I think you'll really like this version if you try it. But you can find the original version on the wayback machine: https://web.archive.org/web/20180313132733/http://nourishedkitchen.com/garam-masala-chicken-curry.
Courtney says
Thank you so much! We will certainly try both ?? I often made the old one without chicken and just with mixed veggies as we eat mostly vegetarian.
Emma Stone says
Wow! Utterly delicious recipe!
Cam says
I LOVE curries and love cooking them too! I was a bit apprehensive about adding the apple. Could this be optional? Thanks for the recipe. Sundays dinner is organized!
cara says
Oh my, this was sooooo good. I purchased some garam masala recently and then went looking for recipes... I'm so glad I saw yours! This is one I'll make again and again.
Do you happen to know if it freezes well?
Cathy says
this sounds heavenly! going to try it alongside some (lightly) sweet coconut jasmine rice!
Lela says
I just arrived a couple of months ago and this is my first Ramadhan in US. I find it pretty hard to get all the elaborate cooking spices my mom would use in Malaysia for Indian and Malaysian style dishes. I'm glad I came across this simple recipe since I found some Garam Masala and Curry powder at a store nearby. We never use apples in curries but I gave it a try this time and it turned out pretty good! We usually use potatoes and I'll use that when I make it again just because curried potatoes hits my spot haha. My husband loved this dish. Thank you for the recipe!
Margaret Anne @ Natural Chow says
This looks delicious and it sounds like something I would actually make. It really does sound wonderful! 🙂
Jessica says
Made this last night before church. It was SO good. I bought a coconut at my Co-Op and made homemade coconut milk for the base. My two toddlers ate it up (I omitted the sweetener) and my hubby and I ate it with flatbread.
It was filling! Next time I'll add a tad more chicken and let it simmer and thicken even longer.
Thank you so much
Doreen Smyth says
Here I am in Northern Ireland and really enjoyed this recipe. Instead of the coconut sugar I added some mango chutney and also a tin of chick peas. second time I made it I added some fresh peaches. Yum.
Rebecca Bermudez says
So glad to see this recipe! I went to India last fall for my friends wedding and picked up a couple bags of a Garam Masala mix. Luckily, organic and whole spices (so they'll last longer!). But I didn't have a recipe and they've just been sitting waiting. This look delicious, as does the garam masala lentil soup recipe you've linked, planning on making this soon!
Alison D. says
I made this for dinner tonight, and it was delish! My husband loved it and so did my toddler! Success. I even used your garam masala blend because when I reached for my Penzeys bag, I found it empty. I didn't need the sugar (I used mild curry powder), and I added English peas to my basmati rice. Will make again!
Tiffany says
We made this last night and it was so yummy. The spices smelled so good while they were cooking. I made a comment to my husband that I am surprised we don't have the neighbors stopping by and asking if they can join us for dinner!
Alison D. says
I can't wait to make this! I had the same experience of garam masala being a revelation. I think it was Emeril's mulligatawny stew that introduced me to it. That stew's flavor is incredible but is a lot of work. I love that you made this simple and quick.
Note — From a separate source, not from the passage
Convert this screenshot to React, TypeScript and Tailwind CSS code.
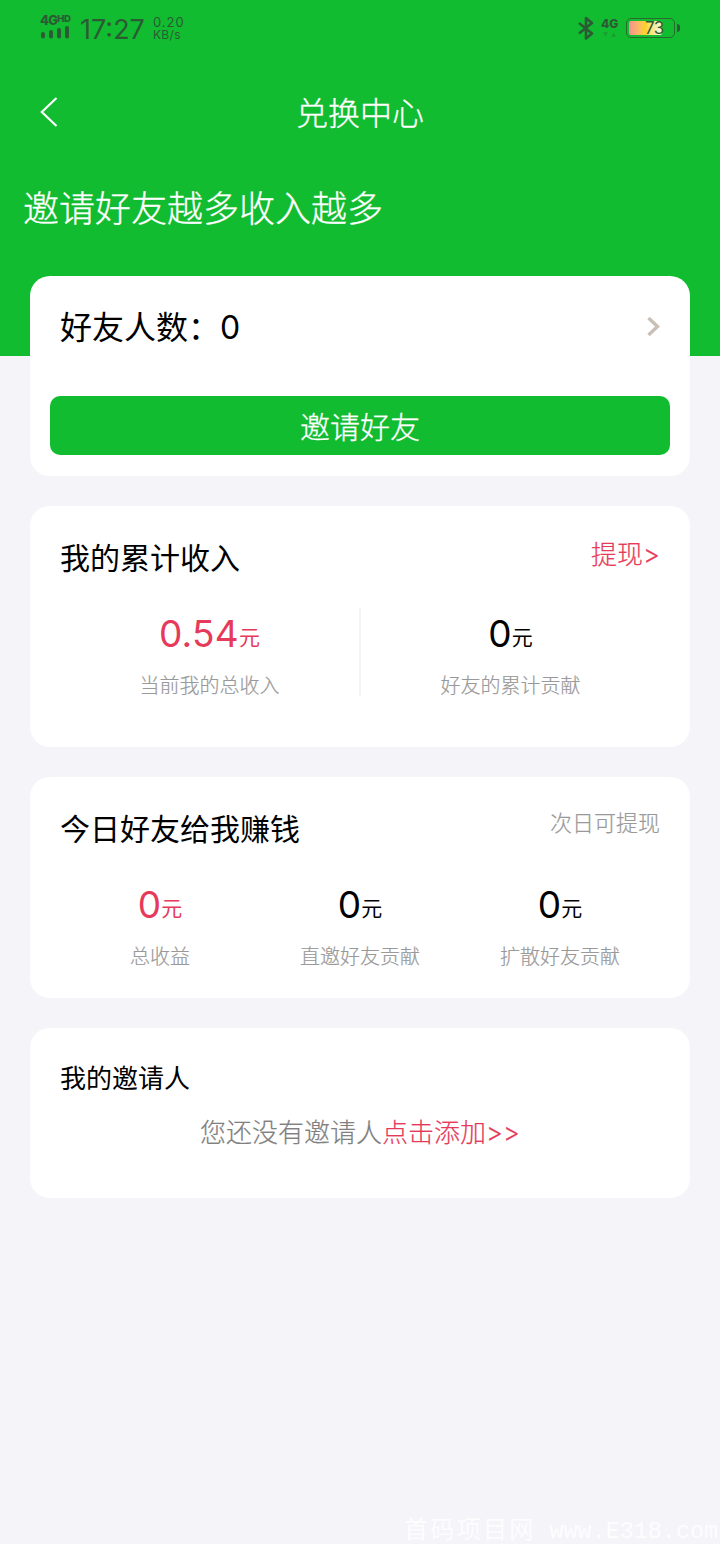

Heather @ My Overflowing Cup says
This sounds absolutely delicious! My husband and my children do not care for curry dishes, but I love them. The answer, in our home, is that I make a huge pot for me and eat it for lunch each day while I feed them something else. I don't make a habit of doing this often, but curry is the one exception. Thank you for this recipe - I can't wait to try it!